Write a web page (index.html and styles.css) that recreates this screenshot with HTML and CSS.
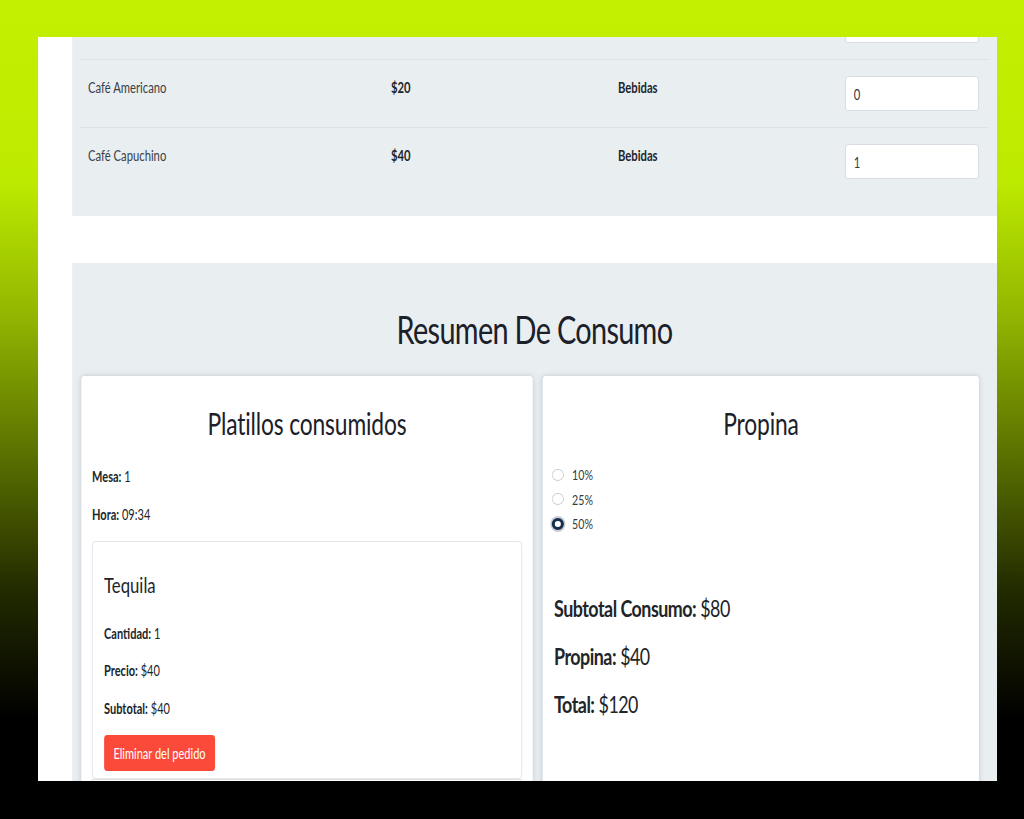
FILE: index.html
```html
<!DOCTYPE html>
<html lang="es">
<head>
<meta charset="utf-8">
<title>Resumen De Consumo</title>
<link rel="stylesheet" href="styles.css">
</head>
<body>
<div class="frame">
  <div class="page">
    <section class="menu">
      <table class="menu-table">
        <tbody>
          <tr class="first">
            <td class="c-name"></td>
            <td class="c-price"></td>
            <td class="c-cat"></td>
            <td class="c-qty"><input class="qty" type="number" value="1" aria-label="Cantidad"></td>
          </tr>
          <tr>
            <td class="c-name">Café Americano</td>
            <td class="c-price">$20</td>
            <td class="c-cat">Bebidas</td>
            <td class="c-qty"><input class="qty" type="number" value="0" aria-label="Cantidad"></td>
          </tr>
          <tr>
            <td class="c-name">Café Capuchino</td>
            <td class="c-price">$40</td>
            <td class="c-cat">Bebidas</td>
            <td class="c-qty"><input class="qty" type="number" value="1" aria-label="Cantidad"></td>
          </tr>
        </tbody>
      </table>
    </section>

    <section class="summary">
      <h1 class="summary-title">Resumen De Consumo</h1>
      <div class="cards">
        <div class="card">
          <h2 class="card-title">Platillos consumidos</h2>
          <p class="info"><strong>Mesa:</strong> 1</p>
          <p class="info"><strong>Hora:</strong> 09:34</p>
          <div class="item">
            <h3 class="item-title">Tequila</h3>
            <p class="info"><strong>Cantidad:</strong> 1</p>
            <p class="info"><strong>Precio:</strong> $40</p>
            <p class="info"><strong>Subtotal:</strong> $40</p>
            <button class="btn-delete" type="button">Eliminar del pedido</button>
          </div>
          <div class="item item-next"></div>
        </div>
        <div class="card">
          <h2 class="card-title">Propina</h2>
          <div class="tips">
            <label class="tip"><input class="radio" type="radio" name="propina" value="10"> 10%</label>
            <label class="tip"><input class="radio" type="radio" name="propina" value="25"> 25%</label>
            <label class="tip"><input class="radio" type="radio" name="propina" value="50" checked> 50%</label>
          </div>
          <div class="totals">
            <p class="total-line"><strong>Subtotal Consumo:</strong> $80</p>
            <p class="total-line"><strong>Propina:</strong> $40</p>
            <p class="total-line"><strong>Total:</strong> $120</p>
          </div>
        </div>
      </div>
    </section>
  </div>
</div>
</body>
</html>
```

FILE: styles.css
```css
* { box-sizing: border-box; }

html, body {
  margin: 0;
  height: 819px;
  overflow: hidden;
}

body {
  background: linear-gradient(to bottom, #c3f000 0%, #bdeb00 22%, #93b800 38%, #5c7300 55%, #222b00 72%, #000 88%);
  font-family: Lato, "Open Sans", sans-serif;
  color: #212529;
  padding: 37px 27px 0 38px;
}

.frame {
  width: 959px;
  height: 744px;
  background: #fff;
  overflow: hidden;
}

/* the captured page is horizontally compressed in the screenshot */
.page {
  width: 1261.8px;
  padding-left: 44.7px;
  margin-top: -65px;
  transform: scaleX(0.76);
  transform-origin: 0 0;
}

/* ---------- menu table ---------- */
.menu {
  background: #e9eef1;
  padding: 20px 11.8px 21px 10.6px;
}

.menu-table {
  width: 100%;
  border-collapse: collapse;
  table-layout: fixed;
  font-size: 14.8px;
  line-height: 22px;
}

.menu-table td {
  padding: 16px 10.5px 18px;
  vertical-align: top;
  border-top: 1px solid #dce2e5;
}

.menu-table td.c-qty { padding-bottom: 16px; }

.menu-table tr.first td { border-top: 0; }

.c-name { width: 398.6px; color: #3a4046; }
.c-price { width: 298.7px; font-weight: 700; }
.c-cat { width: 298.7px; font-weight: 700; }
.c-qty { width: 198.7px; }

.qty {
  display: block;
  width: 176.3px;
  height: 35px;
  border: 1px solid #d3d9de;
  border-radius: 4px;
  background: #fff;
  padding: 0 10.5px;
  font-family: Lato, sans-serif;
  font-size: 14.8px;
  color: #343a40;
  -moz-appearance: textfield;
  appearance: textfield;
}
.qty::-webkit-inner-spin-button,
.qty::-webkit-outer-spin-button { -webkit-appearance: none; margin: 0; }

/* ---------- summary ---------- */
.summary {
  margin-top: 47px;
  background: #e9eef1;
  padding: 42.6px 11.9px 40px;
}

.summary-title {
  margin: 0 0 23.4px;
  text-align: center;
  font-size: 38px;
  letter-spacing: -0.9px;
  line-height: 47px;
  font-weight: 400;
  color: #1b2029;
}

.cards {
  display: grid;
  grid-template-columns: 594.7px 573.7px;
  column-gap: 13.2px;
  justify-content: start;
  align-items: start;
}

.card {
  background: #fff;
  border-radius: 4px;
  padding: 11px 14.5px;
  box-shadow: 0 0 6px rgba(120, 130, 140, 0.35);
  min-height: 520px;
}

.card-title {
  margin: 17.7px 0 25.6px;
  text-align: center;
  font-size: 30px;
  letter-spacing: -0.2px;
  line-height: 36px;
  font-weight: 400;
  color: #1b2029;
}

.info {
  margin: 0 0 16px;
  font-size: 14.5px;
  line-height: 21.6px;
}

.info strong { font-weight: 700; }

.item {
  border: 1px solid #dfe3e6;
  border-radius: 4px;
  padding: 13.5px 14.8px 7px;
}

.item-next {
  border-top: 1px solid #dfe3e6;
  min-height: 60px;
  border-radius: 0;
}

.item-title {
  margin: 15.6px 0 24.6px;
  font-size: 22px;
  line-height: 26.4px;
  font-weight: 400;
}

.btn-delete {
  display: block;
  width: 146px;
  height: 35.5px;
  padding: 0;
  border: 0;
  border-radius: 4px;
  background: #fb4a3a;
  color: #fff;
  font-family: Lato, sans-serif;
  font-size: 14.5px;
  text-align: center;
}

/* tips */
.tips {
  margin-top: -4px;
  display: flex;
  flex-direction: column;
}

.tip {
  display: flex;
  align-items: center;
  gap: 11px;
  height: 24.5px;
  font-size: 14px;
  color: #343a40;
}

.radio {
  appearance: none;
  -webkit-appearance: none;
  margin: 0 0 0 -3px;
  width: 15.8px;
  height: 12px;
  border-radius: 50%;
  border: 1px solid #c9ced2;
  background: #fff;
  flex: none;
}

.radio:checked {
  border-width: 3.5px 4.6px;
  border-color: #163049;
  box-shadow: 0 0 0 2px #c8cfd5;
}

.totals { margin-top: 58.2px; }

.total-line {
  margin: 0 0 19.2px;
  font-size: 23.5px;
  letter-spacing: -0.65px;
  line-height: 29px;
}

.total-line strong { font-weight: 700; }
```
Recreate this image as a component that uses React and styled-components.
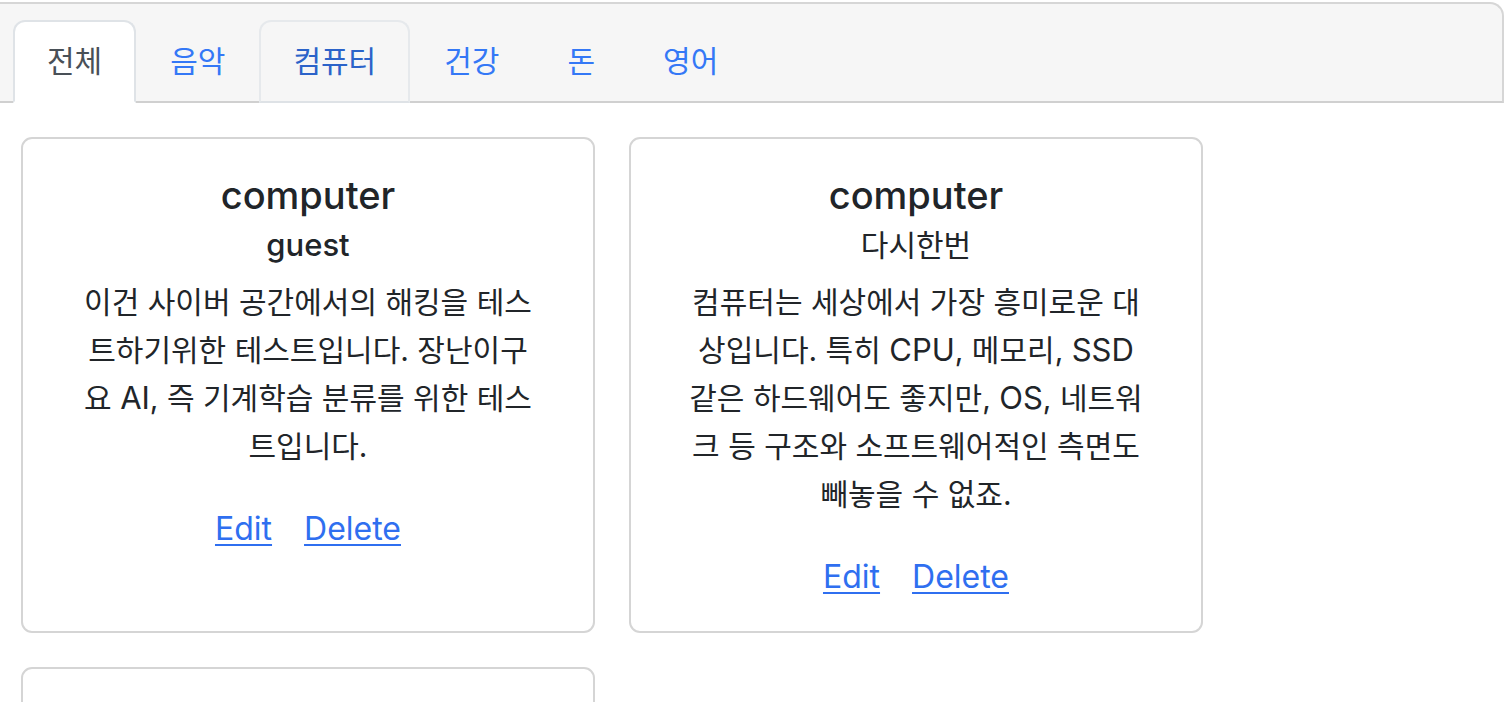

+ + + + +

• WORK REQUIRED
Read the data above. Pull out each line in which the string "page" appears.

• THE RESPONSE
Write a web page (index.html and styles.css) that recreates this screenshot with HTML and CSS.
  <div class="page">
/* the captured page is horizontally compressed in the screenshot */
.page {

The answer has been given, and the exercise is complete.